As children we do not initially approach our worlds with our parents’ biases and prejudices about what is good or bad. We express our true selves spontaneously and naturally. But early on, this expression begins to collide with what our parents encourage or discourage in our self-expression. All of us become conscious of our earliest sense of self in the context of their fears, hopes, wounds, beliefs, resentments, and control issues and of their ways of nurturing, whether loving, suffocating, or neglecting. This mostly unconscious socializing process is as old as human history. When we are children and our parents view us through the lens of their own adaptations to life, we as unique individuals remain more or less invisible to them. We learn to become whatever helps make us visible to them, to be whatever brings us the most comfort and least discomfort. We adapt and survive as best we can in this emotional climate.
Our strategic response results in the formation of a survival personality that does not express much of our individual essence. We falsify who we are in order to maintain some level of connection to those whom we require in order to meet our needs for attention, nurturance, approval, and security.
Children are marvels of adaptation. They quickly learn that, if acquiescence produces the best response, then being supportive and agreeable provides the best chance for emotional survival.
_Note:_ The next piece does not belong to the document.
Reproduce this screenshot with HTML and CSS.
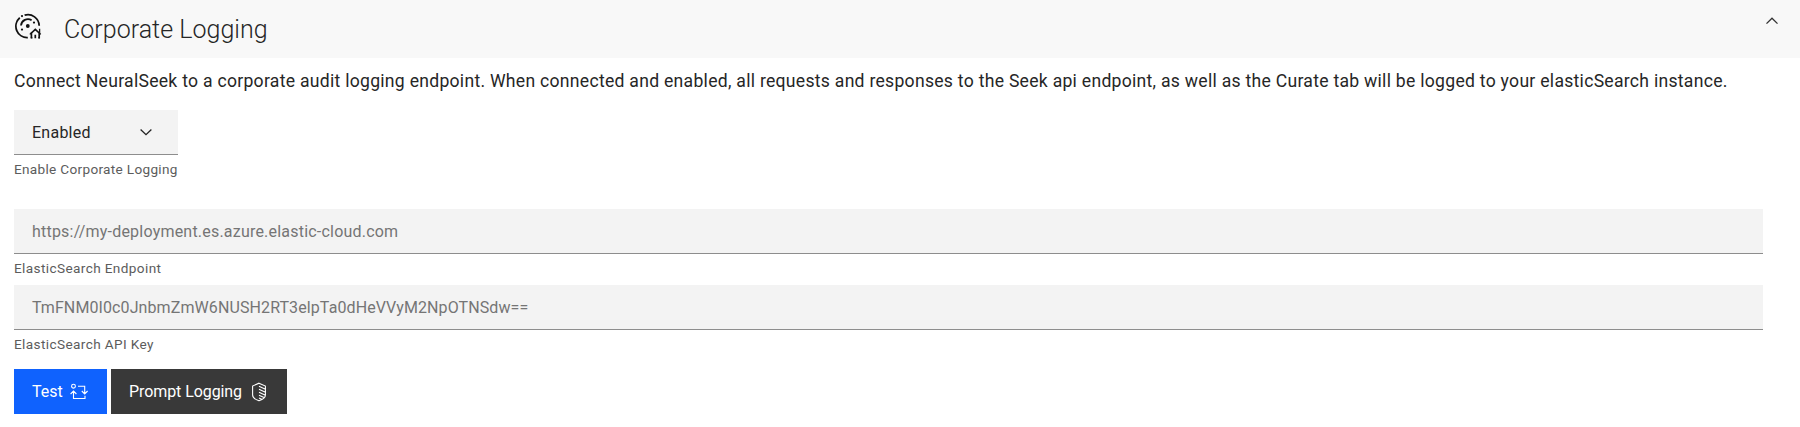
FILE: index.html
```html
<!DOCTYPE html>
<html lang="en">
<head>
<meta charset="utf-8">
<title>Corporate Logging</title>
<link rel="stylesheet" href="styles.css">
</head>
<body>
<header class="panel-header">
  <svg class="panel-icon" width="27" height="27" viewBox="0 0 27 27" fill="none" stroke="#111" stroke-width="1.8">
    <path d="M9.6 2.2A11.3 11.3 0 0 1 24.2 12.8M4.8 4.8A11.3 11.3 0 0 0 12.8 24.6"/>
    <path d="M6 12.5A7 7 0 0 1 16.6 7.2"/>
    <g fill="#111" stroke="none">
      <circle cx="12.8" cy="13" r="1.9"/><circle cx="7" cy="3.1" r="1.1"/>
      <circle cx="19" cy="9.6" r="1.1"/><circle cx="7" cy="16.6" r="1.1"/>
    </g>
    <path d="M16.4 25.3V20L20.3 16.4L24.2 20V25.3M20.3 25.3V21.8" stroke-width="1.7"/>
    <path d="M14.8 21.4L17 19.3M23.6 19.3L25.8 21.4M24.6 15.8V20M15.8 24.8H17.4M23.2 24.8H25" stroke-width="1.3"/>
  </svg>
  <h1 class="panel-title">Corporate Logging</h1>
  <svg class="panel-toggle" width="14" height="8" viewBox="0 0 14 8" fill="none" stroke="#333" stroke-width="1.3"><path d="M1.5 6.6L7 1.2L12.5 6.6"/></svg>
</header>
<main class="panel-body">
  <p class="description">Connect NeuralSeek to a corporate audit logging endpoint. When connected and enabled, all requests and responses to the Seek api endpoint, as well as the Curate tab will be logged to your elasticSearch instance.</p>
  <div class="field field-select">
    <div class="control select"><span class="enabled">Enabled</span>
      <svg width="14" height="8" viewBox="0 0 14 8" fill="none" stroke="#222" stroke-width="1.3"><path d="M1.6 1.5L7 6.7L12.4 1.5"/></svg>
    </div>
    <div class="helper">Enable Corporate Logging</div>
  </div>
  <div class="field">
    <div class="control placeholder url">https://my-deployment.es.azure.elastic-cloud.com</div>
    <div class="helper wide">ElasticSearch Endpoint</div>
  </div>
  <div class="field">
    <div class="control placeholder key">TmFNM0I0c0JnbmZmW6NUSH2RT3elpTa0dHeVVyM2NpOTNSdw==</div>
    <div class="helper wide">ElasticSearch API Key</div>
  </div>
  <div class="actions">
    <button class="btn btn-test">Test
      <svg width="18" height="18" viewBox="0 0 18 18" fill="none" stroke="#fff" stroke-width="1.1"><circle cx="3.5" cy="3.2" r="1.9"/><path d="M8 3.2H14.7V10.6M11.8 8L14.7 10.9L17.6 8M15 12.8V15.5H3.5V8.2M.6 11L3.5 8.1L6.4 11"/></svg>
    </button>
    <button class="btn btn-prompt">Prompt Logging
      <svg width="16" height="20" viewBox="0 0 16 20" fill="none" stroke="#fff" stroke-width="1.1"><path d="M8 1.2L14.4 4V13C14.4 16 11.5 17.6 8 18.8C4.5 17.6 1.6 16 1.6 13V4ZM8 4.2L14.4 7.2M8 7.2L14.4 10.2M8 10.2L14.4 13.2M8 13.2L13.6 15.8M8 16L11.2 17.4"/></svg>
    </button>
  </div>
</main>
</body>
</html>
```
FILE: styles.css
```css
* { box-sizing: border-box; }
body { margin: 0; background: #fff; color: #262626; font-family: Roboto, sans-serif; }
.panel-header { display: flex; align-items: flex-start; height: 58px; padding: 13px 21px 0 15px; background: #f8f8f8; }
.panel-icon { flex: none; }
.panel-title { margin: 2px 0 0 22px; font-size: 25px; line-height: 30px; font-weight: 300; letter-spacing: 0.03px; }
.panel-toggle { margin: 4px 0 0 auto; }
.panel-body { padding: 11px 37px 0 14px; }
.description { margin: 0; font-size: 17.6px; line-height: 24px; letter-spacing: 0.272px; white-space: nowrap; }
.field { height: 76px; }
.field-select { width: 164px; height: 99px; margin-top: 17px; }
.control { display: flex; align-items: center; height: 45px; padding: 0 17px 0 18px; background: #f3f3f3; border-bottom: 1px solid #8d8d8d; font-size: 16px; white-space: nowrap; }
.select { justify-content: space-between; padding-right: 25px; }
.enabled { letter-spacing: 0.25px; }
.placeholder { color: #757575; }
.url { letter-spacing: 0.21px; }
.key { letter-spacing: 0.1px; }
.helper { margin-top: 5px; color: #5c5c5c; font-size: 13.6px; line-height: 18px; letter-spacing: 0.31px; white-space: nowrap; }
.wide { letter-spacing: 0.38px; }
.actions { display: flex; gap: 4px; margin-top: 8px; }
.btn { display: flex; align-items: center; justify-content: space-between; height: 45px; padding: 0 18px; border: 0; color: #fff; font: 16px/20px Roboto, sans-serif; white-space: nowrap; }
.btn-test { width: 93px; padding-right: 19px; background: #0f62fe; }
.btn-prompt { width: 176px; padding-right: 20px; background: #393939; letter-spacing: -0.08px; }
```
They grow up to be pleasers, excellent providers for the needs of others, and they see their loyalty as a virtue more important than their own needs. If rebellion seems to be the best path to diminishing discomfort while also gaining attention, then they become combative and build their identities by pushing their parents away. Their fight for autonomy may later make them nonconformists unable to accept the authority of others, or they may require conflict in order to feel alive. If withdrawal works best, then children become more introverted and escape into imaginary worlds. Later in life, this survival adaptation may cause them to live so deeply in their own beliefs that they are unable to make space for others to know them or to emotionally touch them.